Task instructions: Reproduce all the lines below exactly and omit the images.

Dataset excerpt:
= = = =

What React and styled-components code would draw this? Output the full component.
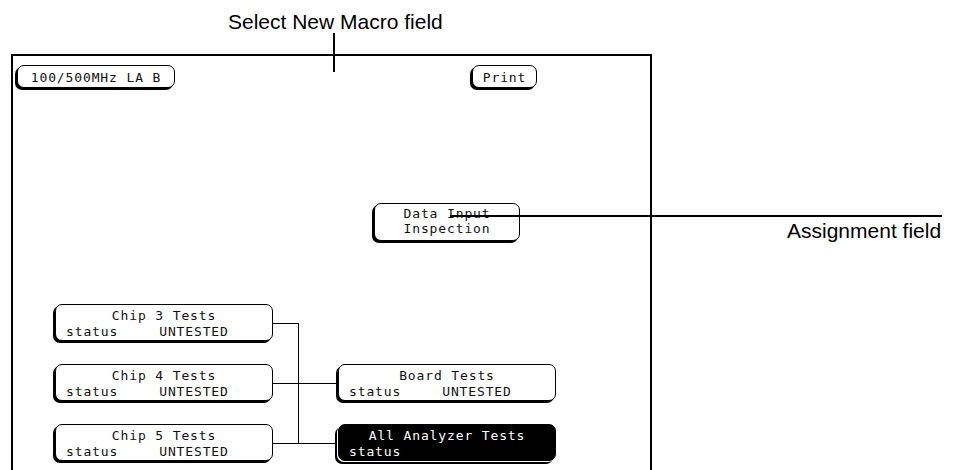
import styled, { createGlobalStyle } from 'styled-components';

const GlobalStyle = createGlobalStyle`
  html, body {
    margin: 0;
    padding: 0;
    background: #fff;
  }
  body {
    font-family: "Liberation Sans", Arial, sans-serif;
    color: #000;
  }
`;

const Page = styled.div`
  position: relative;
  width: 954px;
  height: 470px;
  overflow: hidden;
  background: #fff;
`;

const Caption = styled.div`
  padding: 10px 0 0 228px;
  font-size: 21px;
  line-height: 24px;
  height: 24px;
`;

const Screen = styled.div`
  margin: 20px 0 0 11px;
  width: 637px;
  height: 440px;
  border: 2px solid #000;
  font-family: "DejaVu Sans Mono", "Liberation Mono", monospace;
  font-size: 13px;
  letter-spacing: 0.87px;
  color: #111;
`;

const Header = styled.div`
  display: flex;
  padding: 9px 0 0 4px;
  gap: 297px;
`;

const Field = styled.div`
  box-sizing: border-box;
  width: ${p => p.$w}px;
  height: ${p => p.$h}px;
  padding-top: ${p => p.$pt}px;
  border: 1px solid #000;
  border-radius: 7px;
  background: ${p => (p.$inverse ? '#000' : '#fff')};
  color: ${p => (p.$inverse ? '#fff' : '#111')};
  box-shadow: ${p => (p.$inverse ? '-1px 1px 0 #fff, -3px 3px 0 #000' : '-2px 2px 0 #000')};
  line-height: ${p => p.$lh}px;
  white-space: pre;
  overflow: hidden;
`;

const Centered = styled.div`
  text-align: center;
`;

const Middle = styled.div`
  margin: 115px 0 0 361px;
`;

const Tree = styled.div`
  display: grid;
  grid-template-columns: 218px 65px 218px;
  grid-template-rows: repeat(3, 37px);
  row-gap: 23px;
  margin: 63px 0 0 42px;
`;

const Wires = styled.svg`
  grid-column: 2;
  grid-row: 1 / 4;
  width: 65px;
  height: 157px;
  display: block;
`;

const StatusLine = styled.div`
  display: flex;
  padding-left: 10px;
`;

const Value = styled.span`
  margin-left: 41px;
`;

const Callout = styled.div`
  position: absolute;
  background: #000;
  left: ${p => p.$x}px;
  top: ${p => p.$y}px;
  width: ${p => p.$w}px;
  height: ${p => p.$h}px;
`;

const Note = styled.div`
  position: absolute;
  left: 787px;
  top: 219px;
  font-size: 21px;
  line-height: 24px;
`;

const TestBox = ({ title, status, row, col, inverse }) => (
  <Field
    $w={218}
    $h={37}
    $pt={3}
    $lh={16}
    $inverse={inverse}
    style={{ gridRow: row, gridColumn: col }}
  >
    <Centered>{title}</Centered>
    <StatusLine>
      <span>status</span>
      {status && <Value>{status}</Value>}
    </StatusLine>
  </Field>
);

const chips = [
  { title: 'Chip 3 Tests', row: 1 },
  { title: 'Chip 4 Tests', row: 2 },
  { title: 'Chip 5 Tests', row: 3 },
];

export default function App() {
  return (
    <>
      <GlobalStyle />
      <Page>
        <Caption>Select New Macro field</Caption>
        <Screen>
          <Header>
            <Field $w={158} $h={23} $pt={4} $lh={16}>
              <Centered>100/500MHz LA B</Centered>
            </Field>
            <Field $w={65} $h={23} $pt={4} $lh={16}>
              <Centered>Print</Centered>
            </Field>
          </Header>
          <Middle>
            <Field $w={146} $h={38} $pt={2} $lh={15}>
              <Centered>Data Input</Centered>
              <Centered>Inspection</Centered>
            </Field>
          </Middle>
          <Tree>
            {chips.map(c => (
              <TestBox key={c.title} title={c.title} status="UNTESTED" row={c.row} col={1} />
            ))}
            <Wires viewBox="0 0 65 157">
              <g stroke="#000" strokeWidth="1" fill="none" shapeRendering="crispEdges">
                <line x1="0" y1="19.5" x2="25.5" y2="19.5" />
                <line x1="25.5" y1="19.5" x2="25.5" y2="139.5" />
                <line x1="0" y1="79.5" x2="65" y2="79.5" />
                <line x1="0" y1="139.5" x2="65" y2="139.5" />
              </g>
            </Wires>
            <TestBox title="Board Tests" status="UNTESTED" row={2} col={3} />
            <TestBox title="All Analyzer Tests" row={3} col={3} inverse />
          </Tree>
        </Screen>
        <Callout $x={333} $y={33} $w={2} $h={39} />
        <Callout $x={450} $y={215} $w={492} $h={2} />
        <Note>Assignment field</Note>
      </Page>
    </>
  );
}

= = = =

Output:
What React and styled-components code would draw this? Output the full component.
import styled, { createGlobalStyle } from 'styled-components';

const GlobalStyle = createGlobalStyle`
  html, body {
    margin: 0;
    padding: 0;
    background: #fff;
  }
  body {
    font-family: "Liberation Sans", Arial, sans-serif;
    color: #000;
  }
`;

const Page = styled.div`
  position: relative;
  width: 954px;
  height: 470px;
  overflow: hidden;
  background: #fff;
`;

const Caption = styled.div`
  padding: 10px 0 0 228px;
  font-size: 21px;
  line-height: 24px;
  height: 24px;
`;

const Screen = styled.div`
  margin: 20px 0 0 11px;
  width: 637px;
  height: 440px;
  border: 2px solid #000;
  font-family: "DejaVu Sans Mono", "Liberation Mono", monospace;
  font-size: 13px;
  letter-spacing: 0.87px;
  color: #111;
`;

const Header = styled.div`
  display: flex;
  padding: 9px 0 0 4px;
  gap: 297px;
`;

const Field = styled.div`
  box-sizing: border-box;
  width: ${p => p.$w}px;
  height: ${p => p.$h}px;
  padding-top: ${p => p.$pt}px;
  border: 1px solid #000;
  border-radius: 7px;
  background: ${p => (p.$inverse ? '#000' : '#fff')};
  color: ${p => (p.$inverse ? '#fff' : '#111')};
  box-shadow: ${p => (p.$inverse ? '-1px 1px 0 #fff, -3px 3px 0 #000' : '-2px 2px 0 #000')};
  line-height: ${p => p.$lh}px;
  white-space: pre;
  overflow: hidden;
`;

const Centered = styled.div`
  text-align: center;
`;

const Middle = styled.div`
  margin: 115px 0 0 361px;
`;

const Tree = styled.div`
  display: grid;
  grid-template-columns: 218px 65px 218px;
  grid-template-rows: repeat(3, 37px);
  row-gap: 23px;
  margin: 63px 0 0 42px;
`;

const Wires = styled.svg`
  grid-column: 2;
  grid-row: 1 / 4;
  width: 65px;
  height: 157px;
  display: block;
`;

const StatusLine = styled.div`
  display: flex;
  padding-left: 10px;
`;

const Value = styled.span`
  margin-left: 41px;
`;

const Callout = styled.div`
  position: absolute;
  background: #000;
  left: ${p => p.$x}px;
  top: ${p => p.$y}px;
  width: ${p => p.$w}px;
  height: ${p => p.$h}px;
`;

const Note = styled.div`
  position: absolute;
  left: 787px;
  top: 219px;
  font-size: 21px;
  line-height: 24px;
`;

const TestBox = ({ title, status, row, col, inverse }) => (
  <Field
    $w={218}
    $h={37}
    $pt={3}
    $lh={16}
    $inverse={inverse}
    style={{ gridRow: row, gridColumn: col }}
  >
    <Centered>{title}</Centered>
    <StatusLine>
      <span>status</span>
      {status && <Value>{status}</Value>}
    </StatusLine>
  </Field>
);

const chips = [
  { title: 'Chip 3 Tests', row: 1 },
  { title: 'Chip 4 Tests', row: 2 },
  { title: 'Chip 5 Tests', row: 3 },
];

export default function App() {
  return (
    <>
      <GlobalStyle />
      <Page>
        <Caption>Select New Macro field</Caption>
        <Screen>
          <Header>
            <Field $w={158} $h={23} $pt={4} $lh={16}>
              <Centered>100/500MHz LA B</Centered>
            </Field>
            <Field $w={65} $h={23} $pt={4} $lh={16}>
              <Centered>Print</Centered>
            </Field>
          </Header>
          <Middle>
            <Field $w={146} $h={38} $pt={2} $lh={15}>
              <Centered>Data Input</Centered>
              <Centered>Inspection</Centered>
            </Field>
          </Middle>
          <Tree>
            {chips.map(c => (
              <TestBox key={c.title} title={c.title} status="UNTESTED" row={c.row} col={1} />
            ))}
            <Wires viewBox="0 0 65 157">
              <g stroke="#000" strokeWidth="1" fill="none" shapeRendering="crispEdges">
                <line x1="0" y1="19.5" x2="25.5" y2="19.5" />
                <line x1="25.5" y1="19.5" x2="25.5" y2="139.5" />
                <line x1="0" y1="79.5" x2="65" y2="79.5" />
                <line x1="0" y1="139.5" x2="65" y2="139.5" />
              </g>
            </Wires>
            <TestBox title="Board Tests" status="UNTESTED" row={2} col={3} />
            <TestBox title="All Analyzer Tests" row={3} col={3} inverse />
          </Tree>
        </Screen>
        <Callout $x={333} $y={33} $w={2} $h={39} />
        <Callout $x={450} $y={215} $w={492} $h={2} />
        <Note>Assignment field</Note>
      </Page>
    </>
  );
}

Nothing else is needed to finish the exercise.